- [Given instruction]
Only the number is wanted: tally the lines below that contain the word "screenshot".

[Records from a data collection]
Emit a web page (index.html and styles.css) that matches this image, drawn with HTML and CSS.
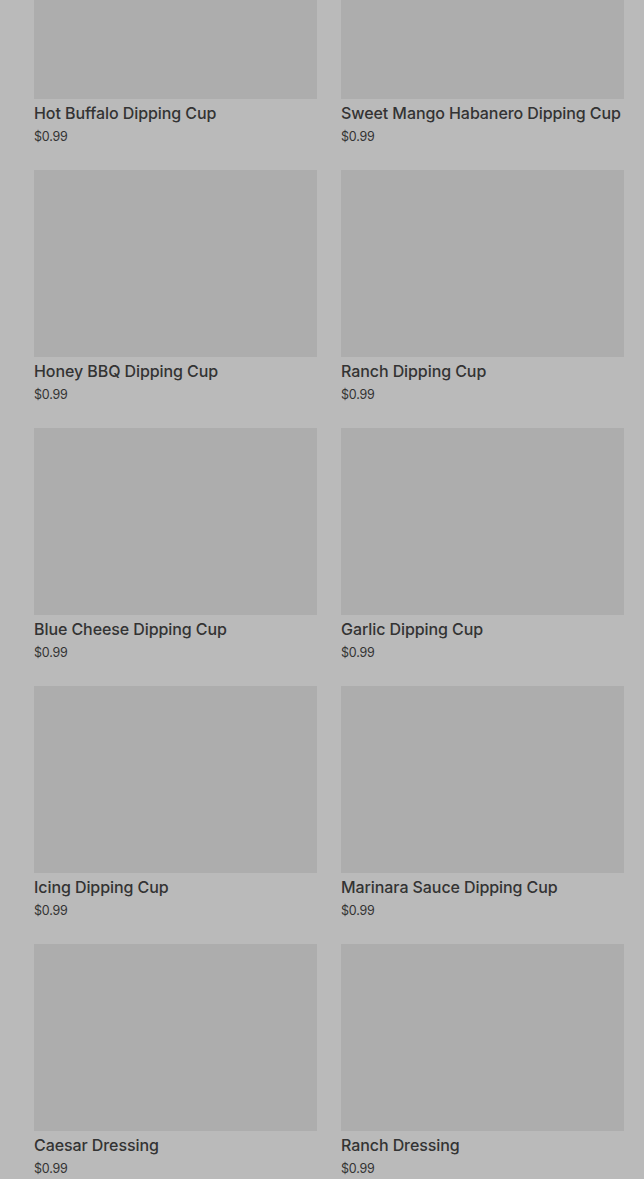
FILE: index.html
```html
<!DOCTYPE html>
<html lang="en">
  <head>
    <meta charset="UTF-8" />
    <meta name="viewport" content="width=device-width, initial-scale=1.0" />
    <title>Dipping Cups</title>
    <link rel="stylesheet" href="styles.css">
  </head>
  <body>
    <div class="grid">
      <div class="card">
        <div class="thumb"></div>
        <p class="name">Hot Buffalo Dipping Cup</p>
        <p class="price">$0.99</p>
      </div>
      <div class="card">
        <div class="thumb"></div>
        <p class="name">Sweet Mango Habanero Dipping Cup</p>
        <p class="price">$0.99</p>
      </div>
      <div class="card">
        <div class="thumb"></div>
        <p class="name">Honey BBQ Dipping Cup</p>
        <p class="price">$0.99</p>
      </div>
      <div class="card">
        <div class="thumb"></div>
        <p class="name">Ranch Dipping Cup</p>
        <p class="price">$0.99</p>
      </div>
      <div class="card">
        <div class="thumb"></div>
        <p class="name">Blue Cheese Dipping Cup</p>
        <p class="price">$0.99</p>
      </div>
      <div class="card">
        <div class="thumb"></div>
        <p class="name">Garlic Dipping Cup</p>
        <p class="price">$0.99</p>
      </div>
      <div class="card">
        <div class="thumb"></div>
        <p class="name">Icing Dipping Cup</p>
        <p class="price">$0.99</p>
      </div>
      <div class="card">
        <div class="thumb"></div>
        <p class="name">Marinara Sauce Dipping Cup</p>
        <p class="price">$0.99</p>
      </div>
      <div class="card">
        <div class="thumb"></div>
        <p class="name">Caesar Dressing</p>
        <p class="price">$0.99</p>
      </div>
      <div class="card">
        <div class="thumb"></div>
        <p class="name">Ranch Dressing</p>
        <p class="price">$0.99</p>
      </div>
    </div>
  </body>
</html>
```

FILE: styles.css
```css
body {
  margin: 0;
  background-color: #bababa;
  color: #333333;
  font-family: Inter, "Noto Sans", sans-serif;
}
.grid {
  display: grid;
  grid-template-columns: 283px 283px;
  column-gap: 24px;
  padding: 0 20px 0 34px;
  margin-top: -88px;
}
.card {
  height: 258px;
}
.thumb {
  height: 187px;
  background-color: #adadad;
}
.name {
  margin: 4px 0 0;
  font-size: 16px;
  line-height: 20px;
  font-weight: 500;
  letter-spacing: -0.08px;
}
.price {
  margin: 5px 0 0;
  font-size: 12.5px;
  line-height: 18px;
  letter-spacing: -0.2px;
}
```
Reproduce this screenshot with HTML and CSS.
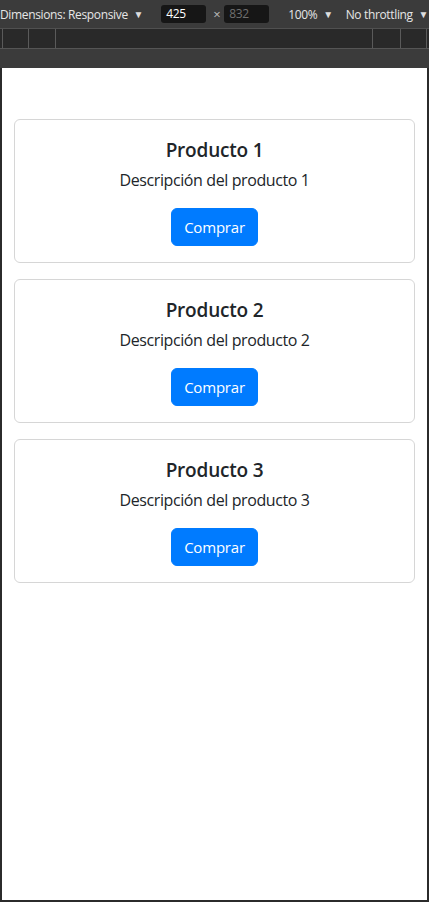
FILE: index.html
```html
<!DOCTYPE html>
<html lang="es">
<head>
<meta charset="utf-8">
<title>Productos</title>
<link rel="stylesheet" href="styles.css">
</head>
<body>
<div class="devtools">
  <div class="toolbar">
    <span class="dd">Dimensions: Responsive <span class="caret">▼</span></span>
    <span class="inputs">
      <span class="num active">425</span>
      <span class="times">×</span>
      <span class="num dim">832</span>
    </span>
    <span class="dd zoom">100% <span class="caret">▼</span></span>
    <span class="dd throttle">No throttling <span class="caret">▼</span></span>
  </div>
  <div class="ruler">
    <div class="ticks left"><i></i><i></i><i></i></div>
    <div class="ticks right"><i></i><i></i><i></i></div>
  </div>
  <div class="spacer"></div>
  <div class="frame">
    <main class="viewport">
      <div class="container">
        <div class="card">
          <h5>Producto 1</h5>
          <p>Descripción del producto 1</p>
          <button class="btn">Comprar</button>
        </div>
        <div class="card">
          <h5>Producto 2</h5>
          <p>Descripción del producto 2</p>
          <button class="btn">Comprar</button>
        </div>
        <div class="card">
          <h5>Producto 3</h5>
          <p>Descripción del producto 3</p>
          <button class="btn">Comprar</button>
        </div>
      </div>
    </main>
  </div>
</div>
</body>
</html>
```

FILE: styles.css
```css
* { box-sizing: border-box; }
html, body { margin: 0; padding: 0; }
body {
  background: #2b2b2b;
  font-family: "Open Sans", "Noto Sans", sans-serif;
  width: 429px;
  height: 902px;
  overflow: hidden;
}
.devtools { display: flex; flex-direction: column; }
.toolbar {
  height: 29px;
  background: #3b3b3b;
  border-bottom: 1px solid #505050;
  display: flex;
  align-items: center;
  color: #e6e6e6;
  font-size: 12px;
  letter-spacing: -0.35px;
  white-space: nowrap;
  padding-left: 0;
}
.caret { font-size: 10px; margin-left: 3px; position: relative; top: -1px; color: #dddddd; }
.inputs { display: flex; align-items: center; margin-left: 18px; }
.num {
  display: inline-block;
  width: 45px;
  height: 18px;
  line-height: 18px;
  background: #161616;
  border-radius: 3px;
  padding-left: 5px;
  font-size: 12px;
}
.num.active { color: #ffffff; }
.num.dim { color: #6f6f6f; }
.times { margin: 0 4px 0 7px; color: #bbbbbb; font-size: 13px; }
.zoom { margin-left: 19px; }
.throttle { margin-left: 13px; }
.ruler {
  height: 20px;
  background: #292929;
  border-bottom: 1px solid #555555;
  display: flex;
  justify-content: space-between;
}
.ticks { display: flex; height: 100%; }
.ticks i { display: block; width: 1px; height: 100%; background: #5a5a5a; }
.ticks.left { padding-left: 2px; }
.ticks.left i:nth-child(2) { margin-left: 25px; }
.ticks.left i:nth-child(3) { margin-left: 26px; }
.ticks.right { padding-right: 2px; }
.ticks.right i:nth-child(2) { margin-left: 27px; }
.ticks.right i:nth-child(3) { margin-left: 25px; }
.spacer { height: 19px; background: #3b3b3b; }
.frame { padding: 0 2px 2px 2px; background: #2b2b2b; }
.viewport {
  width: 425px;
  height: 832px;
  background: #ffffff;
  color: #212529;
  font-family: "Open Sans", "Noto Sans", sans-serif;
}
.container { padding: 51px 12px 0 12px; }
.card {
  border: 1px solid #d6d6d6;
  border-radius: 6px;
  padding: 16px;
  margin-bottom: 16px;
  text-align: center;
  width: 401px;
}
.card h5 {
  margin: 0 0 6px 0;
  padding-top: 2px;
  font-size: 19px;
  line-height: 24px;
  font-weight: 600;
  letter-spacing: -0.2px;
}
.card p {
  margin: 0 0 16px 0;
  font-size: 16px;
  line-height: 24px;
  letter-spacing: -0.4px;
}
.btn {
  font-family: inherit;
  font-size: 15px;
  line-height: 24px;
  height: 38px;
  padding: 6px 12px;
  border: 1px solid #007bff;
  background: #007bff;
  color: #ffffff;
  border-radius: 6px;
  letter-spacing: -0.2px;
  width: 87px;
}
```
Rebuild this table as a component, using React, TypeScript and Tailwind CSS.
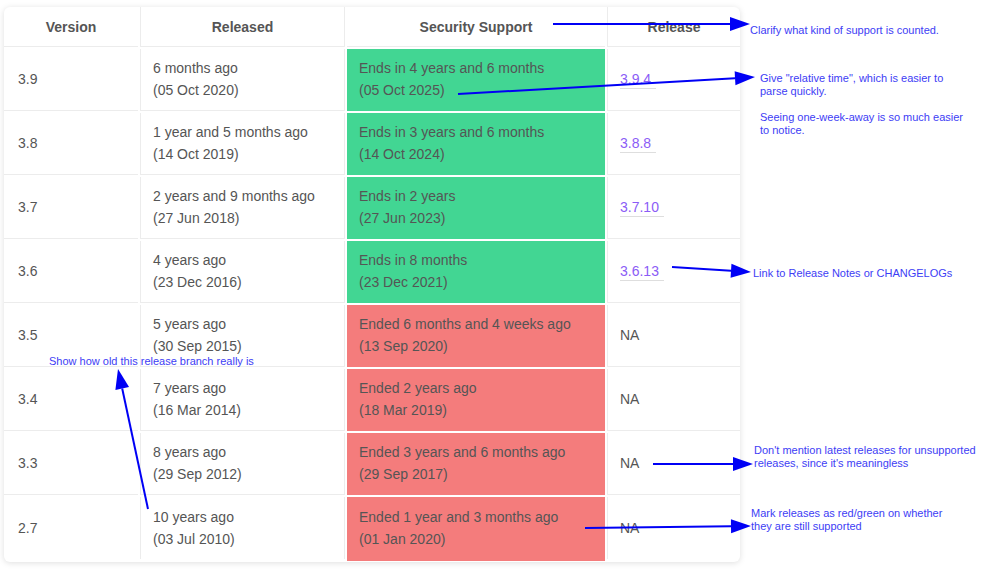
type Row = {
  version: string;
  ago: string;
  date: string;
  support: string;
  supportDate: string;
  ok: boolean;
  release: string | null;
};

const rows: Row[] = [
  { version: "3.9", ago: "6 months ago", date: "(05 Oct 2020)", support: "Ends in 4 years and 6 months", supportDate: "(05 Oct 2025)", ok: true, release: "3.9.4" },
  { version: "3.8", ago: "1 year and 5 months ago", date: "(14 Oct 2019)", support: "Ends in 3 years and 6 months", supportDate: "(14 Oct 2024)", ok: true, release: "3.8.8" },
  { version: "3.7", ago: "2 years and 9 months ago", date: "(27 Jun 2018)", support: "Ends in 2 years", supportDate: "(27 Jun 2023)", ok: true, release: "3.7.10" },
  { version: "3.6", ago: "4 years ago", date: "(23 Dec 2016)", support: "Ends in 8 months", supportDate: "(23 Dec 2021)", ok: true, release: "3.6.13" },
  { version: "3.5", ago: "5 years ago", date: "(30 Sep 2015)", support: "Ended 6 months and 4 weeks ago", supportDate: "(13 Sep 2020)", ok: false, release: null },
  { version: "3.4", ago: "7 years ago", date: "(16 Mar 2014)", support: "Ended 2 years ago", supportDate: "(18 Mar 2019)", ok: false, release: null },
  { version: "3.3", ago: "8 years ago", date: "(29 Sep 2012)", support: "Ended 3 years and 6 months ago", supportDate: "(29 Sep 2017)", ok: false, release: null },
  { version: "2.7", ago: "10 years ago", date: "(03 Jul 2010)", support: "Ended 1 year and 3 months ago", supportDate: "(01 Jan 2020)", ok: false, release: null },
];

// arrows drawn over the screenshot: [x1, y1, x2, y2]
const arrows: [number, number, number, number][] = [
  [553, 24, 750, 24],
  [458, 94, 755, 77],
  [672, 267, 751, 272],
  [653, 464, 753, 464],
  [585, 528, 751, 526],
  [148, 509, 118, 369],
];

function Arrow({ a }: { a: [number, number, number, number] }) {
  const [x1, y1, x2, y2] = a;
  const len = Math.hypot(x2 - x1, y2 - y1);
  const ux = (x2 - x1) / len;
  const uy = (y2 - y1) / len;
  const hl = 20;
  const hw = 7;
  const bx = x2 - ux * hl;
  const by = y2 - uy * hl;
  const pts = `${x2},${y2} ${bx - uy * hw},${by + ux * hw} ${bx + uy * hw},${by - ux * hw}`;
  return (
    <g>
      <line x1={x1} y1={y1} x2={bx} y2={by} stroke="#0000f5" strokeWidth={2} />
      <polygon points={pts} fill="#0000f5" />
    </g>
  );
}

const Note = ({ className, children }: { className: string; children: React.ReactNode }) => (
  <div className={`absolute text-[11px] leading-[13px] text-[#3d3df5] whitespace-nowrap ${className}`}>{children}</div>
);

export default function App() {
  return (
    <div className="relative w-[995px] h-[578px] bg-white font-['Liberation_Sans',Arial,sans-serif] text-[14px] text-[#555]">
      <div className="pt-[7px] pl-[4px]">
        <div className="w-[736px] rounded-md bg-white pb-[3px] shadow-[0_1px_6px_rgba(0,0,0,0.13)] overflow-hidden">
          <div className="grid grid-cols-[134px_205px_258px_133px] auto-rows-[62px] grid-rows-[40px] gap-[2px]">
            <div className="flex items-center justify-center pt-[2px] font-bold border-b border-[#ececec]">Version</div>
            <div className="flex items-center justify-center pt-[2px] font-bold border-b border-x border-[#ececec]">Released</div>
            <div className="flex items-center justify-center pt-[2px] font-bold border-b border-[#ececec]">Security Support</div>
            <div className="flex items-center justify-center pt-[2px] font-bold border-b border-l border-[#ececec]">Release</div>

            {rows.map((r, i) => {
              const last = i === rows.length - 1;
              const bb = last ? "" : "border-b";
              return [
                <div key={r.version + "v"} className={`flex items-center pl-[14px] border-[#ececec] ${bb}`}>{r.version}</div>,
                <div key={r.version + "r"} className={`flex flex-col justify-center pl-[12px] pb-[1px] leading-[22px] border-x border-[#ececec] ${bb}`}>
                  <span>{r.ago}</span>
                  <span>{r.date}</span>
                </div>,
                <div
                  key={r.version + "s"}
                  className={`flex flex-col justify-center pl-[12px] pb-[2px] leading-[22px] ${r.ok ? "bg-[#42d693]" : "bg-[#f47c7c]"} ${last ? "mb-[-2px]" : ""}`}
                >
                  <span>{r.support}</span>
                  <span>{r.supportDate}</span>
                </div>,
                <div key={r.version + "l"} className={`flex items-center pl-[12px] border-l border-[#ececec] ${bb}`}>
                  {r.release ? (
                    <span className="text-[#8b5cf6] border-b border-[#dedede] pr-[5px] leading-[17px]">{r.release}</span>
                  ) : (
                    <span>NA</span>
                  )}
                </div>,
              ];
            })}
          </div>
        </div>
      </div>

      <Note className="left-[750px] top-[24px]">Clarify what kind of support is counted.</Note>
      <Note className="left-[760px] top-[72px]">
        Give "relative time", which is easier to
        <br />
        parse quickly.
        <br />
        <br />
        Seeing one-week-away is so much easier
        <br />
        to notice.
      </Note>
      <Note className="left-[753px] top-[267px]">Link to Release Notes or CHANGELOGs</Note>
      <Note className="left-[49px] top-[355px]">Show how old this release branch really is</Note>
      <Note className="left-[754px] top-[444px]">
        Don't mention latest releases for unsupported
        <br />
        releases, since it's meaningless
      </Note>
      <Note className="left-[751px] top-[507px]">
        Mark releases as red/green on whether
        <br />
        they are still supported
      </Note>

      <svg className="absolute inset-0 pointer-events-none" width={995} height={578}>
        {arrows.map((a, i) => (
          <Arrow key={i} a={a} />
        ))}
      </svg>
    </div>
  );
}
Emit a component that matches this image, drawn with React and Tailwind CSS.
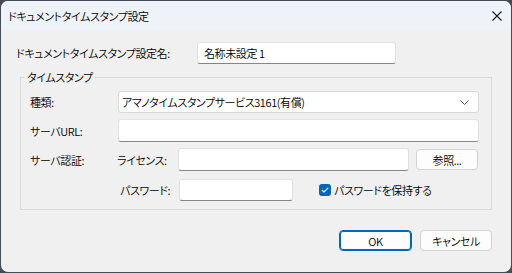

- [Problem solution]
2